OK thanks - will give that a go.... to be honest I always discounted DPP in favour of CS2 and Lightroom - I take it thats wrong!?

I'll take a few sample pics tomorrow and shoot in RAW+JPEG and see if the JPEG on my laptop looks like teh one in my viewfinder, and also see if I can replicate the effect on the RAW in DPP to see what the camera is doing to the image....

thanks for the advice, will update with what I learn (if anything!)
 
OK thanks - will give that a go.... to be honest I always discounted DPP in favour of CS2 and Lightroom - I take it thats wrong!?
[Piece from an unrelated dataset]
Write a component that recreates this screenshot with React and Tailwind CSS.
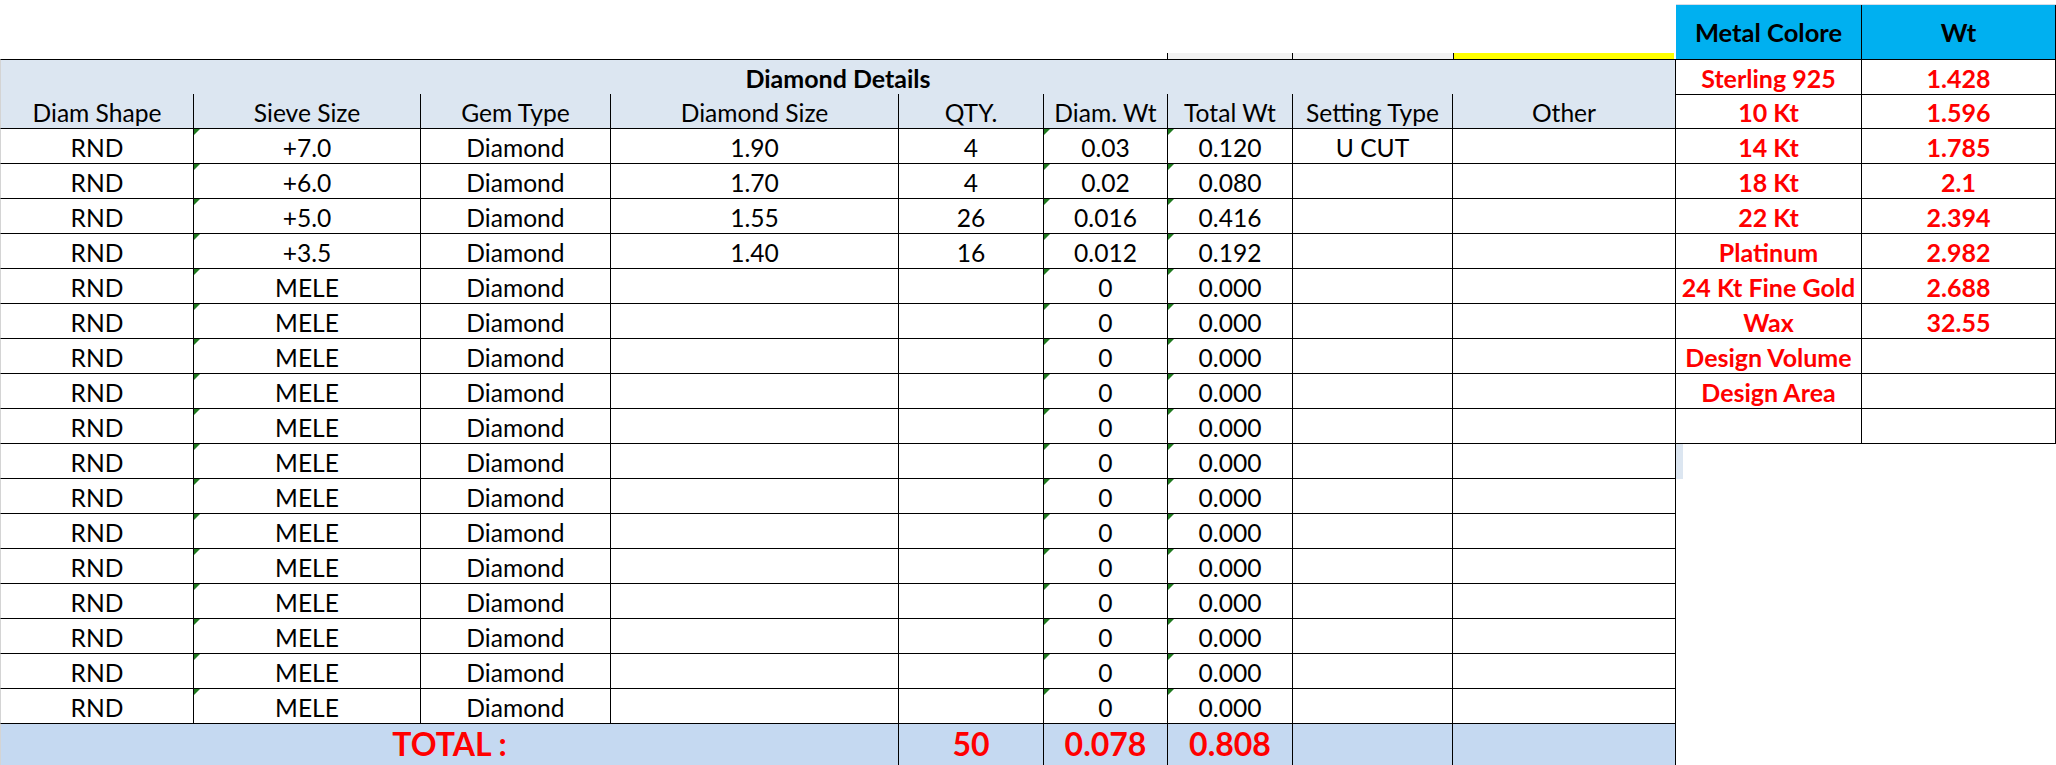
import React from "react";

const dataRows = [
  ["RND", "+7.0", "Diamond", "1.90", "4", "0.03", "0.120", "U CUT", ""],
  ["RND", "+6.0", "Diamond", "1.70", "4", "0.02", "0.080", "", ""],
  ["RND", "+5.0", "Diamond", "1.55", "26", "0.016", "0.416", "", ""],
  ["RND", "+3.5", "Diamond", "1.40", "16", "0.012", "0.192", "", ""],
  ...Array.from({ length: 13 }, () => ["RND", "MELE", "Diamond", "", "", "0", "0.000", "", ""]),
];

const metals = [
  ["Sterling 925", "1.428"],
  ["10 Kt", "1.596"],
  ["14 Kt", "1.785"],
  ["18 Kt", "2.1"],
  ["22 Kt", "2.394"],
  ["Platinum", "2.982"],
  ["24 Kt Fine Gold", "2.688"],
  ["Wax", "32.55"],
  ["Design Volume", ""],
  ["Design Area", ""],
  ["", ""],
];

const headers = [
  "Diam Shape",
  "Sieve Size",
  "Gem Type",
  "Diamond Size",
  "QTY.",
  "Diam. Wt",
  "Total Wt",
  "Setting Type",
  "Other",
];

const triangleCols = [1, 5, 6];

function Tri() {
  return (
    <span className="absolute top-0 left-0 w-0 h-0 border-t-[6px] border-t-[#1f7a1f] border-r-[6px] border-r-transparent" />
  );
}

function MetalCells({ m }) {
  return (
    <>
      <div className="border-r border-b border-black text-center leading-[37px] text-[25px] font-bold text-[#ff0000] whitespace-nowrap overflow-hidden">
        {m[0]}
      </div>
      <div className="border-r border-b border-black text-center leading-[37px] text-[25px] font-bold text-[#ff0000] whitespace-nowrap overflow-hidden">
        {m[1]}
      </div>
    </>
  );
}

export default function App() {
  return (
    <div
      className="w-[2056px] h-[765px] overflow-hidden bg-white text-black text-[24.6px]"
      style={{ fontFamily: "Lato, 'Noto Sans', sans-serif" }}
    >
      {/* top strip */}
      <div className="flex h-[59px]">
        <div className="w-[1676px] flex items-end">
          <div className="w-[1167px]" />
          <div className="w-[125px] h-[6px] bg-[#f2f2f2] border-l border-black" />
          <div className="w-[161px] h-[6px] bg-[#f2f2f2] border-l border-black" />
          <div className="w-[221px] h-[6px] bg-[#ffff00] border-l border-black" />
        </div>
        <div className="w-[380px] flex flex-col pt-[4px]">
          <div className="flex-1 flex border-t border-[#d6dde8] bg-[#00b0f0] font-bold text-[25.5px] overflow-hidden">
            <div className="w-[186px] border-r border-black text-center leading-[55px] whitespace-nowrap">Metal Colore</div>
            <div className="w-[194px] border-r border-black text-center leading-[55px]">Wt</div>
          </div>
        </div>
      </div>

      <div className="grid grid-cols-[194px_227px_190px_288px_145px_124px_125px_160px_223px_186px_194px] auto-rows-[35px]">
        {/* Diamond Details row */}
        <div className="col-span-9 h-[36px] bg-[#dce6f1] border-t border-b border-r border-black border-l border-l-[#d4d4d4] text-center leading-[36px] text-[25px] font-bold">
          Diamond Details
        </div>
        <div className="h-[36px] border-t border-r border-b border-black text-center leading-[36px] text-[25px] font-bold text-[#ff0000] whitespace-nowrap">
          {metals[0][0]}
        </div>
        <div className="h-[36px] border-t border-r border-b border-black text-center leading-[36px] text-[25px] font-bold text-[#ff0000] whitespace-nowrap">
          {metals[0][1]}
        </div>

        {/* column headers */}
        {headers.map((h, i) => (
          <div
            key={h}
            className={
              "bg-[#dce6f1] border-r border-b border-black text-center leading-[38px] whitespace-nowrap overflow-hidden" +
              (i === 0 ? " border-l border-l-[#d4d4d4]" : "")
            }
          >
            {h}
          </div>
        ))}
        <MetalCells m={metals[1]} />

        {/* data rows */}
        {dataRows.map((r, ri) => (
          <React.Fragment key={ri}>
            {r.map((c, ci) => (
              <div
                key={ci}
                className={
                  "relative border-r border-b border-black text-center leading-[38px] whitespace-nowrap overflow-hidden" +
                  (ci === 0 ? " border-l border-l-[#d4d4d4]" : "")
                }
              >
                {triangleCols.includes(ci) && <Tri />}
                {c}
              </div>
            ))}
            {ri + 2 < metals.length ? (
              <MetalCells m={metals[ri + 2]} />
            ) : ri + 2 === metals.length ? (
              <>
                <div className="flex">
                  <div className="w-[7px] h-full bg-[#dce6f1]" />
                </div>
                <div />
              </>
            ) : (
              <>
                <div />
                <div />
              </>
            )}
          </React.Fragment>
        ))}

        {/* total row */}
        <div className="col-span-4 h-[48px] bg-[#c5d9f1] border-r border-black border-l border-l-[#d4d4d4] text-center font-bold text-[#ff0000] text-[32px] leading-none pt-[4px]">
          TOTAL :
        </div>
        <div className="h-[48px] bg-[#c5d9f1] border-r border-black text-center font-bold text-[#ff0000] text-[32px] leading-none pt-[4px]">
          50
        </div>
        <div className="h-[48px] bg-[#c5d9f1] border-r border-black text-center font-bold text-[#ff0000] text-[32px] leading-none pt-[4px]">
          0.078
        </div>
        <div className="h-[48px] bg-[#c5d9f1] border-r border-black text-center font-bold text-[#ff0000] text-[32px] leading-none pt-[4px]">
          0.808
        </div>
        <div className="h-[48px] bg-[#c5d9f1] border-r border-black" />
        <div className="h-[48px] bg-[#c5d9f1] border-r border-black" />
        <div />
        <div />
      </div>
    </div>
  );
}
No not wrong - a RAW image from the camera is just that RAW -no processing, no sharpening , no contrast adjustments nothing you need to do it all yourself using software whereas a jgg is PP'd in camera using all the settings you set via the menu system of your camera, so when you see a image posted as no PP straight from the camera all it means is there using the camera to process the shot rather than a software package on a pc.
 
so... do I NEED to use DPP at all? does it give me anything that Lightroom 2 or CS2 doesnt?

I appreciate that I SHOULD know how to use DPP but to be honest it looked quite basic in terms of the other apps, and I've already had a learning curve and a half to start to find my way around those apps!
 
Just a pointer.
You say in your first post that you use CS2 and it doesn't support raw cr2`s
I'm pretty sure you can get a patch from the adobe site so that CS2 supports the 450d`s Raw format.
 
so... do I NEED to use DPP at all? does it give me anything that Lightroom 2 or CS2 doesnt?

I appreciate that I SHOULD know how to use DPP but to be honest it looked quite basic in terms of the other apps, and I've already had a learning curve and a half to start to find my way around those apps!

I've never instany of my Canon disks - hoewever remote capture looks interesting (if I ever have need for it).

If you have Lghtroom that will do any job you require of it quicker and just as well.

Never use the image on the back of your camera to determine IQ. The only thing I find useful is the histogram. Again this uses the jpg header info so even although tyou may see slight blown highlights at times, this is usually easily recoverable in PP with Lr or ACR.